Mother pleased with drunken driving verdict
Topeka ? JoAnn Ostendorf is breathing a little easier now that a Topeka man has been convicted of reckless second-degree murder in her son’s death last year.
“We’re very happy with the verdict,” Ostendorf, the mother of Lawrence paramedic Ryan Ostendorf, said Friday, a day after a Shawnee County jury took about two hours of deliberations to find Victor Anzua-Torres, 28, guilty. He also was found guilty of reckless aggravated battery with bodily harm and driving on the left side of road.
Earlier in the week he pleaded guilty to additional charges of driving under the influence of alcohol and not having a driver’s license. His blood alcohol level was 0.26 percent, more than three times the legal limit of .08, according to the Kansas Highway Patrol.
Ryan Ostendorf was killed the night of Dec. 5, 2005, in a head-on collision with a vehicle driven by Anzua-Torres on U.S. Highway 40 near Shawnee Heights Road.
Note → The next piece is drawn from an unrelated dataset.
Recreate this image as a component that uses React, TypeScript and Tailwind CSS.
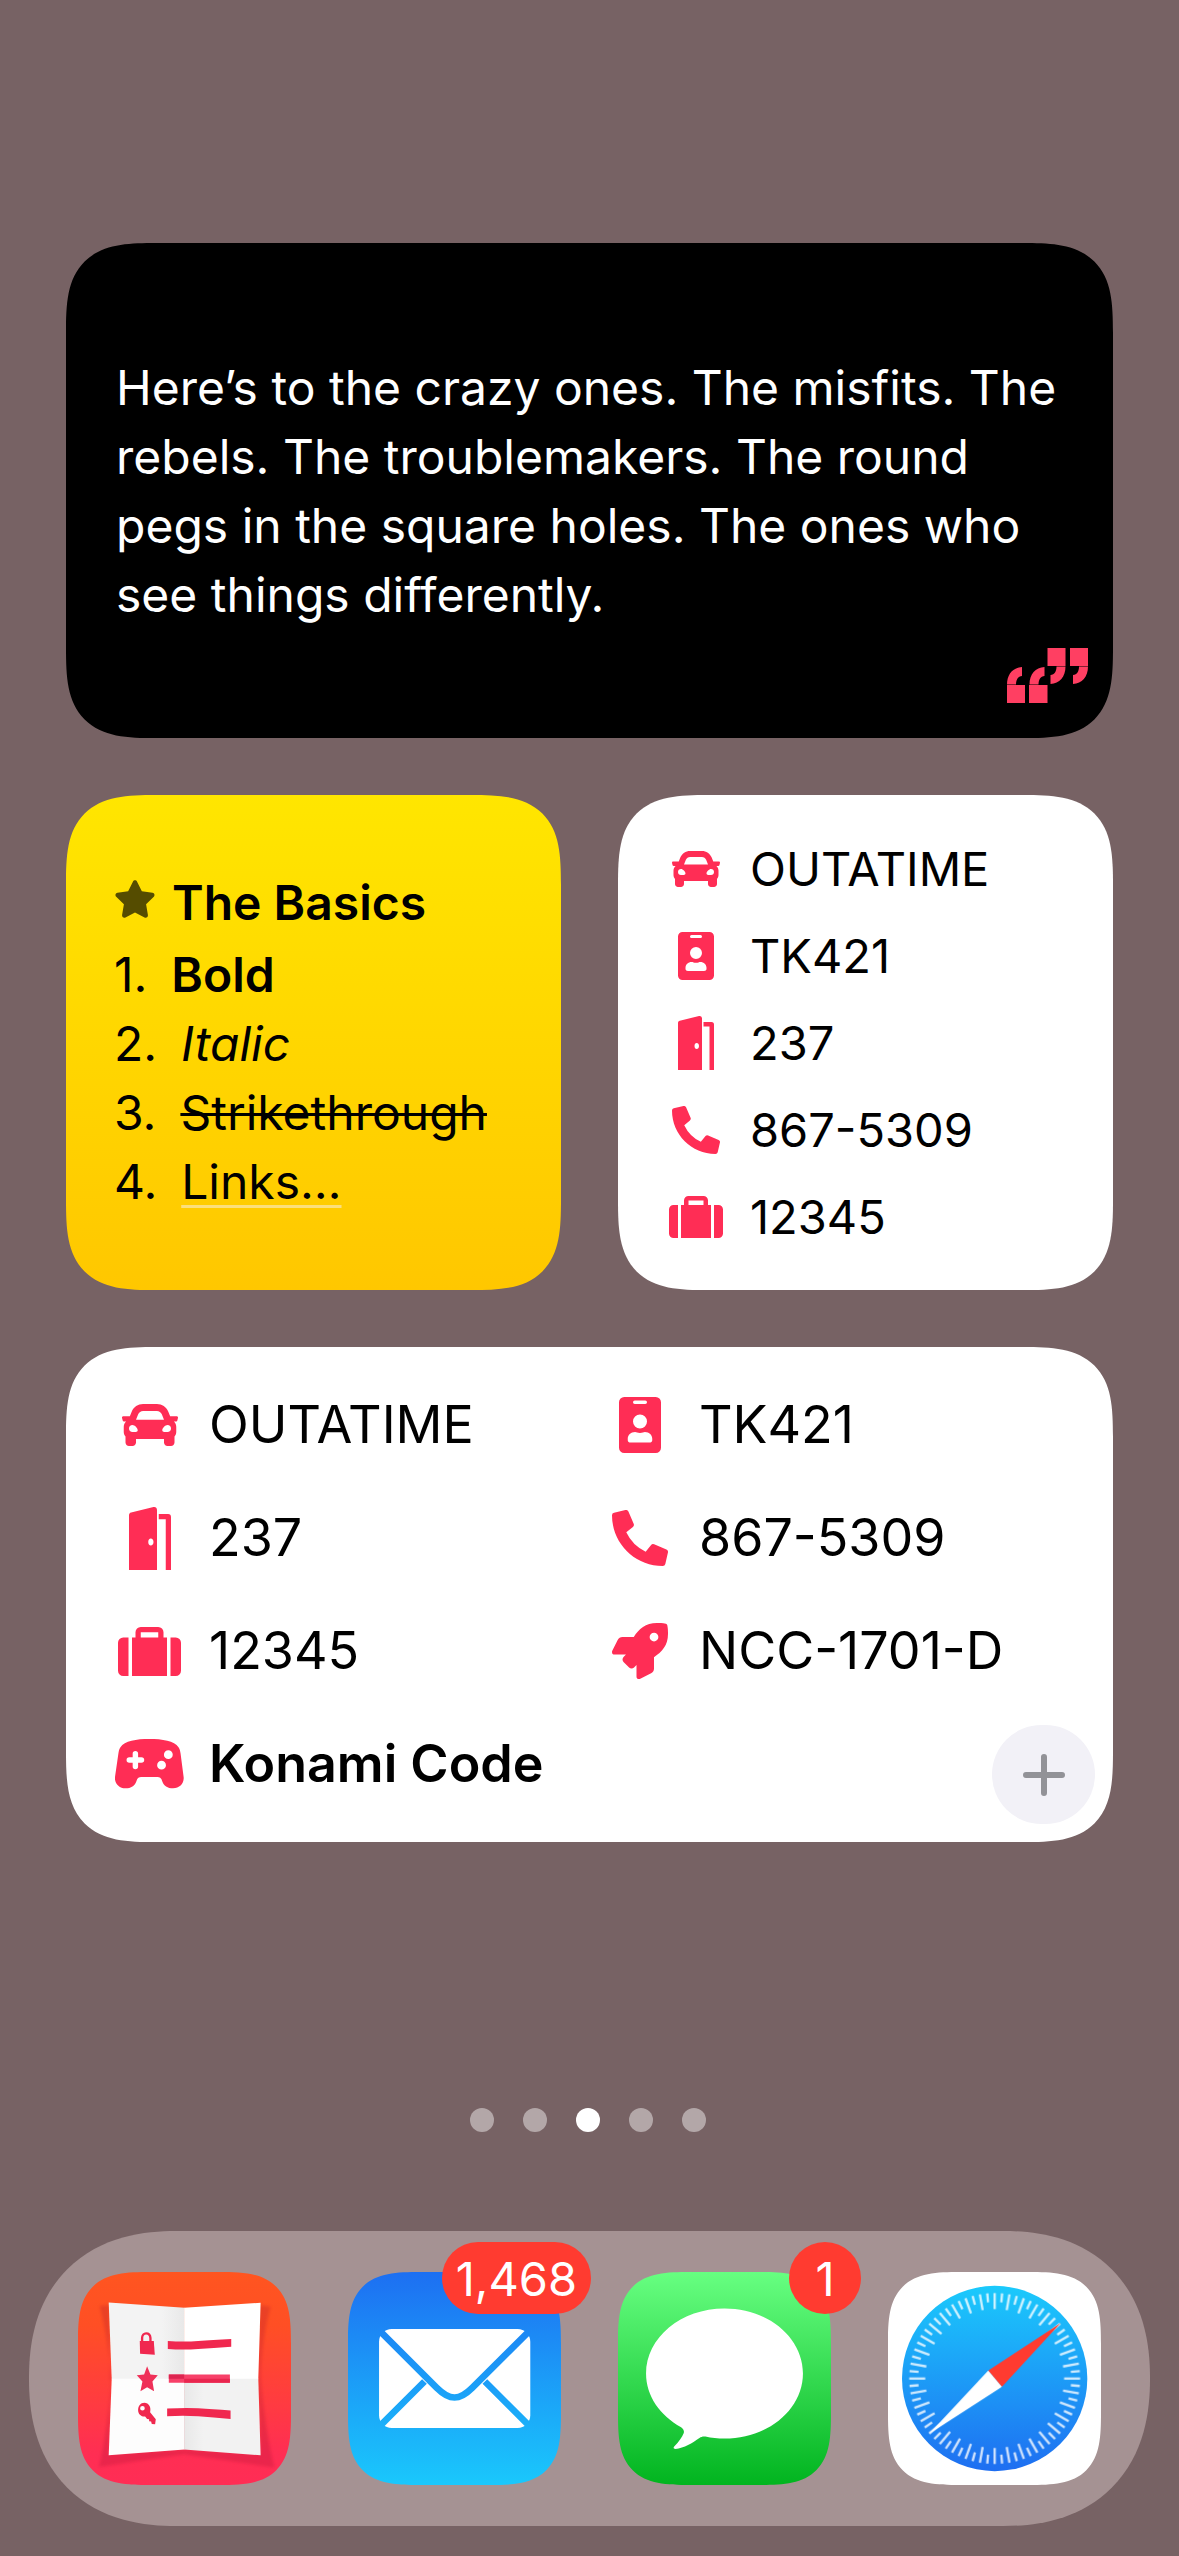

Ryan Ostendorf was a Kansas University student who worked for American Medical Response, a Shawnee County ambulance service.
He was driving to work when the accident occurred. AMR responded to the scene and one of the crewmen was his roommate.
“Although all such circumstances are terribly tragic and wasteful in any case, this case became more so when the victim’s co-workers at AMR were dispatched to the scene to render assistance only to discover the victim was a friend and fellow worker,” said a statement issued by Shawnee County Dist. Atty. Robert D. Hecht.
JoAnn Ostendorf, of Gothenburg, Neb., said the only concern she had about the trial was that the jury might return a guilty verdict of reckless involuntary manslaughter or vehicular homicide, lesser charges than second-degree murder.
Ryan Ostendorf, 28, was a senior who wanted to go on to medical school after the May graduation.
Anzua-Torres will be sentenced June 29. The DUI conviction was his second.